Similar to Across the Spider-Verse, there’s so much story told in Dead Reckoning Part One that at a certain point, you’re waiting on the film to abruptly end because you know you’ve been there for a long time. Truthfully, I was expecting the film to end with the shot of Tom Cruise driving off a cliff, but the second the shot goes on just long enough, you know that it’s safe from ending at that moment. But from there, your instincts are to not get too invested as you’re somewhat expecting it to cut off.
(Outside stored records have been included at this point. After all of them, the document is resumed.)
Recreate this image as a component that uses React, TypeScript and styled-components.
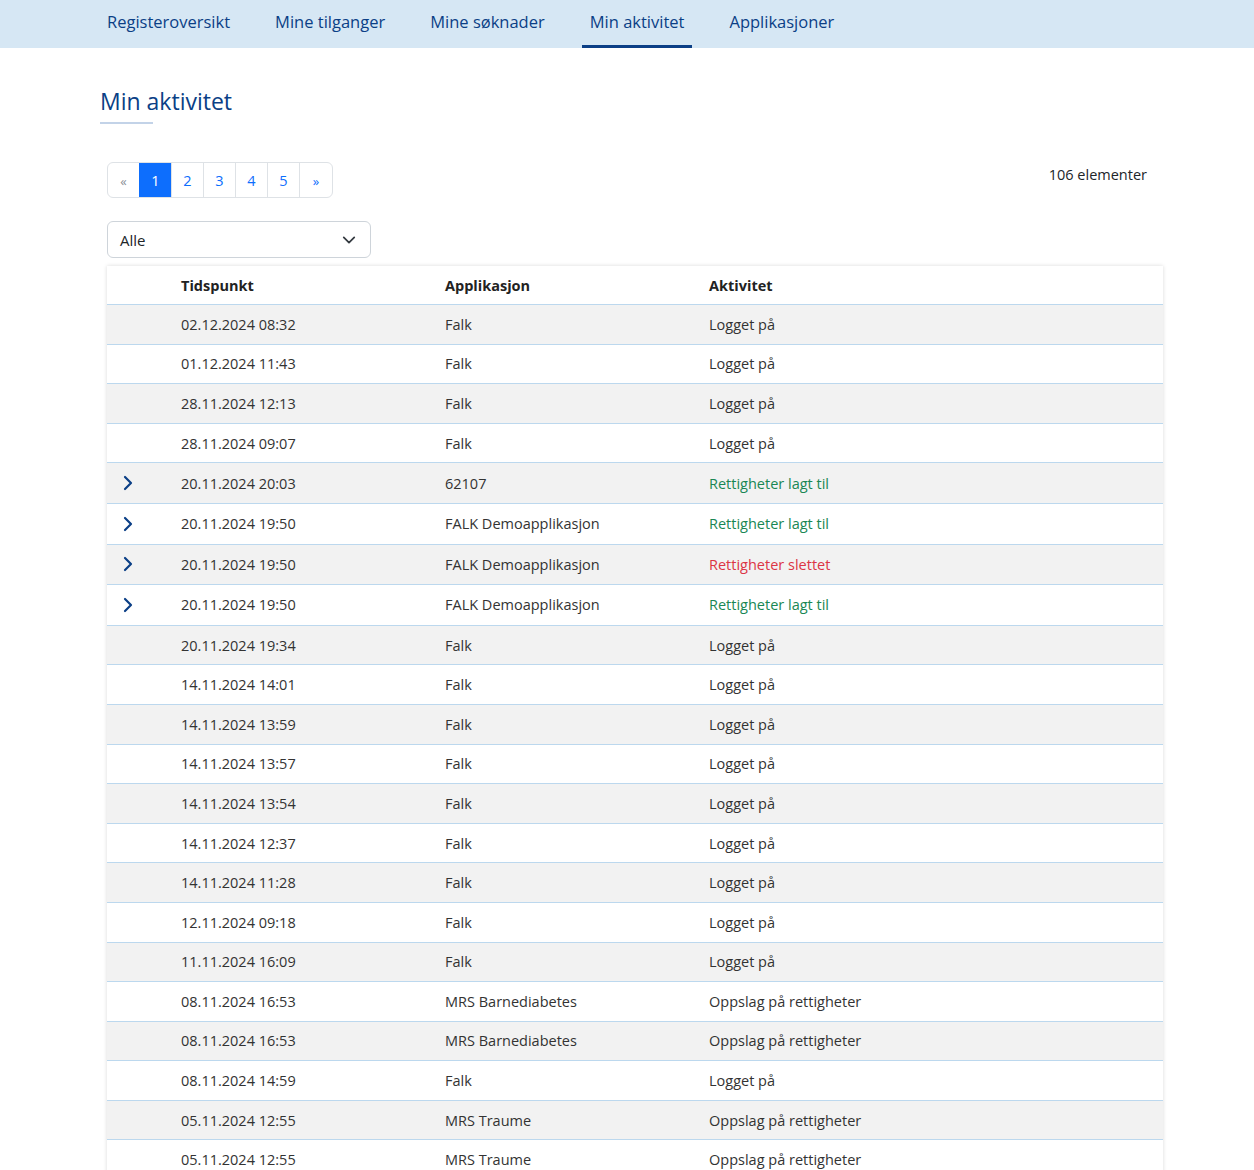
import styled, { createGlobalStyle, css } from "styled-components";

const GlobalStyle = createGlobalStyle`
  html, body {
    margin: 0;
    padding: 0;
    background: #fff;
    font-family: "Open Sans", "Liberation Sans", sans-serif;
  }
`;

type Row = {
    time: string;
    app: string;
    activity: string;
    kind?: "added" | "removed";
};

const rows: Row[] = [
    { time: "02.12.2024 08:32", app: "Falk", activity: "Logget på" },
    { time: "01.12.2024 11:43", app: "Falk", activity: "Logget på" },
    { time: "28.11.2024 12:13", app: "Falk", activity: "Logget på" },
    { time: "28.11.2024 09:07", app: "Falk", activity: "Logget på" },
    { time: "20.11.2024 20:03", app: "62107", activity: "Rettigheter lagt til", kind: "added" },
    { time: "20.11.2024 19:50", app: "FALK Demoapplikasjon", activity: "Rettigheter lagt til", kind: "added" },
    { time: "20.11.2024 19:50", app: "FALK Demoapplikasjon", activity: "Rettigheter slettet", kind: "removed" },
    { time: "20.11.2024 19:50", app: "FALK Demoapplikasjon", activity: "Rettigheter lagt til", kind: "added" },
    { time: "20.11.2024 19:34", app: "Falk", activity: "Logget på" },
    { time: "14.11.2024 14:01", app: "Falk", activity: "Logget på" },
    { time: "14.11.2024 13:59", app: "Falk", activity: "Logget på" },
    { time: "14.11.2024 13:57", app: "Falk", activity: "Logget på" },
    { time: "14.11.2024 13:54", app: "Falk", activity: "Logget på" },
    { time: "14.11.2024 12:37", app: "Falk", activity: "Logget på" },
    { time: "14.11.2024 11:28", app: "Falk", activity: "Logget på" },
    { time: "12.11.2024 09:18", app: "Falk", activity: "Logget på" },
    { time: "11.11.2024 16:09", app: "Falk", activity: "Logget på" },
    { time: "08.11.2024 16:53", app: "MRS Barnediabetes", activity: "Oppslag på rettigheter" },
    { time: "08.11.2024 16:53", app: "MRS Barnediabetes", activity: "Oppslag på rettigheter" },
    { time: "08.11.2024 14:59", app: "Falk", activity: "Logget på" },
    { time: "05.11.2024 12:55", app: "MRS Traume", activity: "Oppslag på rettigheter" },
    { time: "05.11.2024 12:55", app: "MRS Traume", activity: "Oppslag på rettigheter" },
];

const tabs = ["Registeroversikt", "Mine tilganger", "Mine søknader", "Min aktivitet", "Applikasjoner"];
const pages = ["«", "1", "2", "3", "4", "5", "»"];

const App = () => {
    return (
        <>
            <GlobalStyle />
            <NavBar>
                {tabs.map((t) => (
                    <NavItem key={t} $active={t === "Min aktivitet"}>{t}</NavItem>
                ))}
            </NavBar>
            <Main>
                <Title>Min aktivitet</Title>
                <Content>
                    <TopRow>
                        <Pagination>
                            {pages.map((p) => (
                                <PageItem key={p} $active={p === "1"} $arrow={p === "«" || p === "»"} $muted={p === "«"}>{p}</PageItem>
                            ))}
                        </Pagination>
                        <Count>106 elementer</Count>
                    </TopRow>
                    <Select>
                        <span>Alle</span>
                        <svg width="14" height="14" viewBox="0 0 16 16">
                            <path d="M2 5l6 6 6-6" fill="none" stroke="#343a40" strokeWidth="2" strokeLinecap="round" strokeLinejoin="round" />
                        </svg>
                    </Select>
                    <Table>
                        <colgroup>
                            <Col $w={66} />
                            <Col $w={264} />
                            <Col $w={264} />
                            <Col />
                        </colgroup>
                        <thead>
                            <tr>
                                <Th />
                                <Th>Tidspunkt</Th>
                                <Th>Applikasjon</Th>
                                <Th>Aktivitet</Th>
                            </tr>
                        </thead>
                        <tbody>
                            {rows.map((r, i) => (
                                <Tr key={i} $striped={i % 2 === 0}>
                                    <Td $tall={!!r.kind}>
                                        {r.kind && (
                                            <Chevron width="14" height="16" viewBox="0 0 14 16">
                                                <path d="M4 2l6 6-6 6" fill="none" stroke="#0b3f86" strokeWidth="2.2" strokeLinecap="round" strokeLinejoin="round" />
                                            </Chevron>
                                        )}
                                    </Td>
                                    <Td>{r.time}</Td>
                                    <Td>{r.app}</Td>
                                    <Td $kind={r.kind}>{r.activity}</Td>
                                </Tr>
                            ))}
                        </tbody>
                    </Table>
                </Content>
            </Main>
        </>
    );
};

export default App;

const NavBar = styled.nav`
  display: flex;
  align-items: stretch;
  height: 48px;
  background: #d6e7f4;
  padding-left: 99px;
  gap: 29px;
`;

const NavItem = styled.div<{ $active?: boolean }>`
  display: flex;
  align-items: center;
  padding: 0 8px 2px;
  font-size: 16.5px;
  font-weight: 500;
  color: #0b3f86;
  border-bottom: 3px solid transparent;
  ${(p) =>
        p.$active &&
        css`
      border-bottom-color: #0b3f86;
    `}
`;

const Main = styled.main`
  padding: 38px 0 0 100px;
`;

const Title = styled.h1`
  display: inline-block;
  margin: 0;
  font-size: 23px;
  font-weight: 500;
  color: #0b3f86;
  line-height: 30px;
  position: relative;
  padding-bottom: 8px;
  &::after {
    content: "";
    position: absolute;
    left: 0;
    bottom: 0;
    width: 53px;
    height: 2px;
    background: #c3d3e8;
  }
`;

const Content = styled.div`
  width: 1056px;
  margin-left: 7px;
  margin-top: 38px;
`;

const TopRow = styled.div`
  display: flex;
  justify-content: space-between;
  align-items: flex-start;
  padding-right: 16px;
`;

const Pagination = styled.div`
  display: flex;
  border: 1px solid #dee2e6;
  border-radius: 6px;
  overflow: hidden;
  height: 34px;
`;

const PageItem = styled.div<{ $active?: boolean; $arrow?: boolean; $muted?: boolean }>`
  width: 31px;
  display: flex;
  align-items: center;
  justify-content: center;
  font-size: 14.5px;
  color: #0d6efd;
  border-left: 1px solid #dee2e6;
  &:first-child {
    border-left: none;
  }
  &:last-child {
    width: 32px;
  }
  ${(p) => p.$arrow && css`font-size: 13px; padding-top: 2px;`}
  ${(p) => p.$muted && css`color: #8a8f96;`}
  ${(p) =>
        p.$active &&
        css`
      background: #0d6efd;
      color: #fff;
      border-left-color: #0d6efd;
    `}
`;

const Count = styled.div`
  font-size: 14.5px;
  font-weight: 500;
  color: #212529;
  margin-top: 3px;
`;

const Select = styled.div`
  margin-top: 23px;
  width: 264px;
  height: 37px;
  box-sizing: border-box;
  border: 1px solid #ced4da;
  border-radius: 6px;
  display: flex;
  align-items: center;
  justify-content: space-between;
  padding: 0 14px 0 12px;
  font-size: 15px;
  color: #212529;
`;

const Table = styled.table`
  margin-top: 8px;
  width: 1056px;
  border-collapse: collapse;
  table-layout: fixed;
  box-shadow: 0 0 4px rgba(0, 0, 0, 0.15);
  font-size: 14.5px;
  color: #333;
`;

const Col = styled.col<{ $w?: number }>`
  width: ${(p) => (p.$w ? `${p.$w}px` : "auto")};
`;

const Th = styled.th`
  text-align: left;
  font-weight: 700;
  color: #222;
  height: 38px;
  padding: 0 8px;
  border-bottom: 1px solid #bcd8ee;
  font-size: 14.5px;
`;

const Tr = styled.tr<{ $striped?: boolean }>`
  background: ${(p) => (p.$striped ? "#f2f2f2" : "#fff")};
  border-bottom: 1px solid #bcd8ee;
`;

const Td = styled.td<{ $kind?: "added" | "removed"; $tall?: boolean }>`
  padding: 0 8px;
  height: ${(p) => (p.$tall ? "39.6px" : "38.6px")};
  white-space: nowrap;
  color: ${(p) => (p.$kind === "added" ? "#198754" : p.$kind === "removed" ? "#dc3545" : "#333")};
  &:first-child {
    padding-left: 14px;
  }
`;

const Chevron = styled.svg`
  display: block;
`;
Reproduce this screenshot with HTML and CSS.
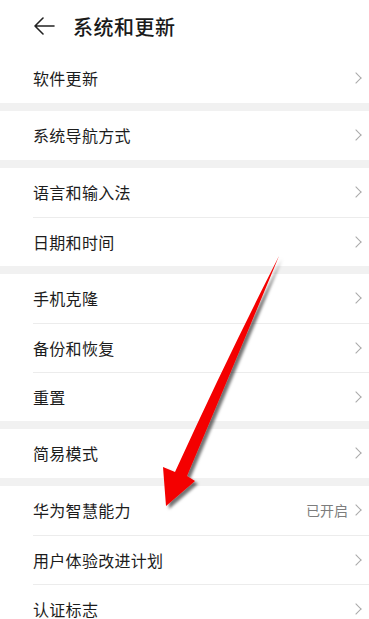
FILE: index.html
```html
<!DOCTYPE html>
<html lang="zh">
<head>
<meta charset="utf-8">
<link rel="stylesheet" href="styles.css">
</head>
<body>
<div class="page">
  <header class="topbar">
    <svg class="back" width="22" height="18" viewBox="0 0 22 18"><path d="M21 9H2M10 1L2 9l8 8" fill="none" stroke="#222" stroke-width="1.6" stroke-linecap="round" stroke-linejoin="round"/></svg>
    <h1 class="title">系统和更新</h1>
  </header>

  <section class="group">
    <div class="row"><span class="label">软件更新</span><span class="chev"></span></div>
  </section>
  <section class="group">
    <div class="row"><span class="label">系统导航方式</span><span class="chev"></span></div>
  </section>
  <section class="group">
    <div class="row"><span class="label">语言和输入法</span><span class="chev"></span></div>
    <div class="row"><span class="label">日期和时间</span><span class="chev"></span></div>
  </section>
  <section class="group">
    <div class="row"><span class="label">手机克隆</span><span class="chev"></span></div>
    <div class="row"><span class="label">备份和恢复</span><span class="chev"></span></div>
    <div class="row"><span class="label">重置</span><span class="chev"></span></div>
  </section>
  <section class="group">
    <div class="row"><span class="label">简易模式</span><span class="chev"></span></div>
  </section>
  <section class="group">
    <div class="row"><span class="label">华为智慧能力</span><span class="value">已开启</span><span class="chev"></span></div>
    <div class="row"><span class="label">用户体验改进计划</span><span class="chev"></span></div>
    <div class="row"><span class="label">认证标志</span><span class="chev"></span></div>
  </section>

  <svg class="pointer" width="369" height="619" viewBox="0 0 369 619">
    <defs>
      <filter id="sh" x="-20%" y="-20%" width="140%" height="140%">
        <feDropShadow dx="3" dy="3" stdDeviation="1.8" flood-color="#000" flood-opacity="0.55"/>
      </filter>
    </defs>
    <path d="M279 256 Q236 360 187 476 L195 481 L166 506 L163 467 L175 472 Q226 360 279 256 Z" fill="#f40000" filter="url(#sh)"/>
  </svg>
</div>
</body>
</html>
```
FILE: styles.css
```css
* { box-sizing: border-box; margin: 0; padding: 0; }
html, body { background: #f1f1f1; }
body {
  font-family: "Noto Sans CJK SC", "Noto Sans", sans-serif;
  color: #1c1c1c;
}
.page {
  position: relative;
  width: 369px;
  height: 619px;
  overflow: hidden;
  display: flex;
  flex-direction: column;
  gap: 8px;
}
.topbar {
  flex: none;
  height: 54px;
  margin-bottom: -8px;
  background: #fff;
  display: flex;
  align-items: center;
  padding-left: 33px;
  padding-bottom: 2px;
}
.back { flex: none; margin-right: 18px; }
.title {
  font-size: 20px;
  font-weight: 500;
  color: #1a1a1a;
  letter-spacing: 0.5px;
}
.group {
  background: #fff;
  padding-left: 33px;
  flex: none;
}
.row {
  height: 49px;
  display: flex;
  align-items: center;
  padding-right: 7px;
  padding-bottom: 1px;
}
.row + .row { border-top: 1px solid #ececec; }
.label {
  flex: 1;
  font-size: 16px;
  letter-spacing: 0.3px;
}
.value {
  font-size: 14px;
  color: #7d7d7d;
  margin-right: 4px;
}
.chev {
  width: 8px;
  height: 8px;
  border-top: 1.4px solid #a9a9a9;
  border-right: 1.4px solid #a9a9a9;
  transform: rotate(45deg);
  margin-right: 2px;
}
.pointer {
  position: absolute;
  left: 0;
  top: 0;
  pointer-events: none;
}
```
Luckily, the Mission: Impossible franchise has a bit more class than the Fast & Furious franchise and does not end on a shot so abrupt that you question whether or not the filmmakers literally ran out of budget or film reel to continue on.

Should you see Mission: Impossible Dead Reckoning Part One?

Esai Morales, Tom Cruise, Mission: Impossible — Dead Reckoning Part One
A still from Mission: Impossible — Dead Reckoning Part One courtesy of Paramount.

While it may be hard to see Dead Reckoning Part One in IMAX thanks to Christopher Nolan, it is yet another must-see Mission: Impossible film that will have your jaw on the floor with some of the technical feats they pull off. It’s just as ridiculous and fun as the previous films, and while maybe not quite as good as Fallout, it’s the blockbuster of the year and Tom Cruise continues to prove why he’s one of the last movie stars in an age where movie stars are largely reduced down to being a part of manufactured franchise shlock. The Mission: Impossible franchise never has, and hopefully never will be, that kind of franchise. Seven movies in and each one finds a way to up the ante without sacrificing what it is.

Grade: B+

Mission: Impossible — Dead Reckoning Part One will be released on July 12.